MILAN (Reuters) – Intesa Sanpaolo said on Friday it had hired JP Morgan, Morgan Stanley, UBS and local broker Equita SIM to complete a team of advisers led by Mediobanca supporting Italy’s biggest retail bank in its takeover offer of rival UBI Banca.
Intesa <ISP.MI> this month unveiled a surprise 4.9 billion euro ($5.3 billion) bid for smaller peer UBI Banca <UBI.MI>, offering 1.7 new Intesa shares for each UBI share tendered to create the euro zone’s seventh-largest banking group with a focus on asset management and insurance.
Intesa worked on the offer, the biggest European banking deal since the global financial crisis, with Milanese merchant bank Mediobanca, which remains its sole M&A and lead financial adviser.
Intesa beefed up its team of advisers after a cool reception for its offer from UBI’s board and the outright rejection by two groups of local shareholders holding roughly a combined 20% of the bank’s capital.

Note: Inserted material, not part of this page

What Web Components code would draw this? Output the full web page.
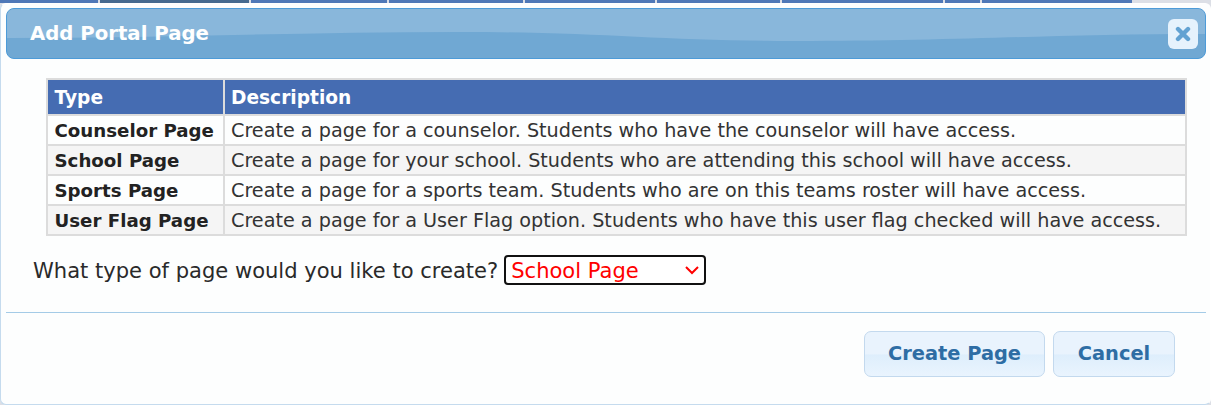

A third group of Italian shareholders has yet to take a stance on the offer.
A further rejection may complicate matters for Intesa, which has set a take-up threshold of two-thirds of UBI’s capital for its offer to be successful – though it reserves the right to lower it to 50% plus one share.
UBI, which is working with Credit Suisse on possible defense strategies, is awaiting the publication of the offer prospectus, due to be filed with Italy’s market regulator by the end of next week, to have more detailed information.
A person familiar with the matter said UBI was set to enlist Goldman Sachs alongside Credit Suisse as it seeks to fend Intesa off. Goldman declined to comment.
UBI is also working with top Milanese legal firm BonelliErede, while Intesa’s legal adviser is Pedersoli.
Intesa’s midnight blitz on UBI came only hours after Italy’s fifth-largest bank had presented its own business plan to 2022 to the market.
As the strongest among Italian mid-sized banks, UBI has been tipped to play a prominent role in a long-awaited new round of mergers among second-tier lenders in the country.
Sources have said the bank wants to retain an active role rather than becoming prey and is assessing potential alternative deals for which it would first need to seek shareholder approval.